Deputy
- In office 2000–2022
- Constituency: St Helier No. 1
- Majority: 190

Minister for Social Security
- In office 2018–2022
- Preceded by: Susan Pinel
- Succeeded by: Elaine Millar

Personal details
- Party: Independent (2000-2005, 2005-2021, 2022-Present) Jersey Democratic Alliance (2005) Jersey Alliance (2021-2022)
- Children: 3

= Judy Martin (politician) =

Jersey politician

Judy Ann Martin is a former Jersey politician who served in the States Assembly for 22 years. She was first elected as a Deputy for St Helier No.1 (South) in the Jersey by-election of 2000. Martin was later re-elected for this role a further 6 times, in the Jersey General Elections of 2002, 2005, 2008, 2011, 2014 and 2018.

She was appointed as an Assistant Minister for Health and Social Services in November 2011.

She was appointed as the Minister for Social Security in May 2018, where she navigated through the complex financial and logistical challenges of the 2020 COVID-19 Pandemic.

In the 2022 Jersey General Election, Martin was defeated in the race for Deputy of St Helier South (No.1). She came in 6th place with 496 votes (9.0%), falling short of fourth-placed Deputy David Warr, who received 616 votes (11.2%).
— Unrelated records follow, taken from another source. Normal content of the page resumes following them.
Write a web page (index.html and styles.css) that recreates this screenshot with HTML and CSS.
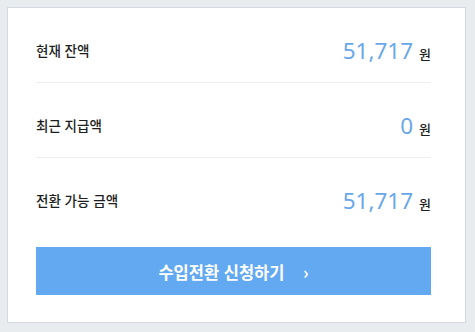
FILE: index.html
```html
<!DOCTYPE html>
<html lang="ko">
<head>
    <meta charset="UTF-8">
    <meta name="viewport" content="width=device-width, initial-scale=1.0">
    <title>수입전환</title>
    <link rel="stylesheet" href="styles.css">
</head>
<body>
    <div class="balance-card">
        <div class="row">
            <span class="label">현재 잔액</span>
            <span class="amount"><b>51,717</b><em>원</em></span>
        </div>
        <div class="row">
            <span class="label">최근 지급액</span>
            <span class="amount"><b>0</b><em>원</em></span>
        </div>
        <div class="row last">
            <span class="label">전환 가능 금액</span>
            <span class="amount"><b>51,717</b><em>원</em></span>
        </div>
        <button class="apply-btn">수입전환 신청하기 <span class="arrow">›</span></button>
    </div>
</body>
</html>
```

FILE: styles.css
```css
body {
    margin: 0;
    padding: 7px 9px 9px 7px;
    background: #e8ecef;
    font-family: "Noto Sans", "Noto Sans CJK KR", sans-serif;
    color: #1e1e1e;
}
.balance-card {
    background: #fff;
    border: 1px solid #d4dadf;
    padding: 0 34px 27px 28px;
}
.row {
    display: flex;
    justify-content: space-between;
    align-items: center;
    padding: 30px 0 20px;
    height: 24px;
    border-bottom: 1px solid #eceef0;
}
.row.last {
    border-bottom: none;
}
.label {
    font-family: "Noto Sans CJK KR", sans-serif;
    font-size: 13.5px;
    font-weight: 500;
}
.amount {
    display: flex;
    align-items: baseline;
}
.amount b {
    font-weight: normal;
    font-size: 22.5px;
    color: #6aa7ea;
}
.amount em {
    font-style: normal;
    font-family: "Noto Sans CJK KR", sans-serif;
    font-size: 13px;
    font-weight: 500;
    margin-left: 6px;
}
.apply-btn {
    display: block;
    width: 100%;
    height: 48px;
    margin-top: 15px;
    border: none;
    background: #63a9f2;
    color: #fff;
    font-family: "Noto Sans CJK KR", sans-serif;
    font-size: 16.5px;
    font-weight: bold;
}
.arrow {
    margin-left: 14px;
    font-size: 17px;
}
```
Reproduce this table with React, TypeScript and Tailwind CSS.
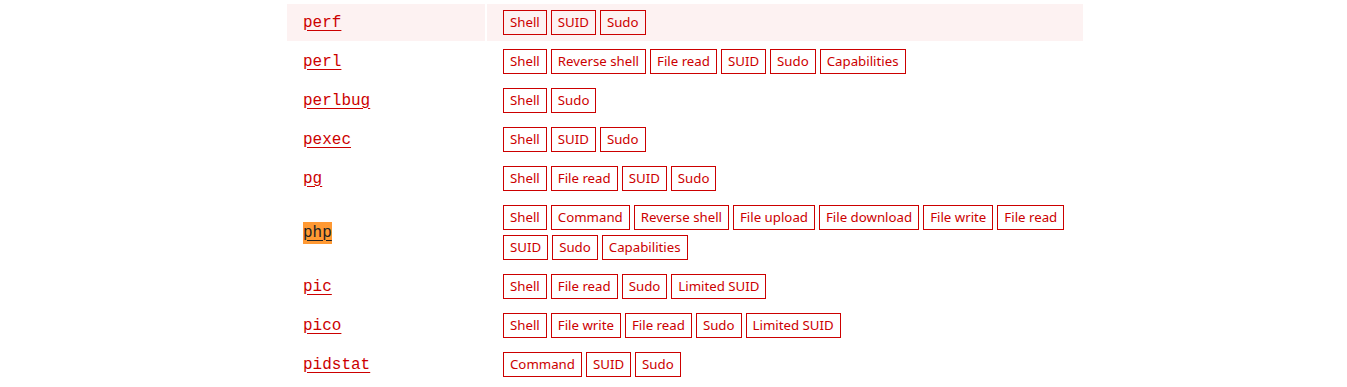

Martin unsuccessfully stood in the 2026 Jersey General Election, where she placed 5th out of 9 candidates for the role of deputy for St Helier South.

==Political career==
In 2005, Martin stood for election with the newly formed Jersey Democratic Alliance. She left the party shortly afterwards.

===New police headquarters===
Martin voiced opposition to the construction of a new HQ for the States of Jersey Police at the proposed Green Street car park site, suggesting it should be built elsewhere.

In 2021, Martin joined the newly formed Jersey Alliance party. She left the party in 2022.

For the 2026 Jersey General Election, Martin was endorsed by Value Jersey.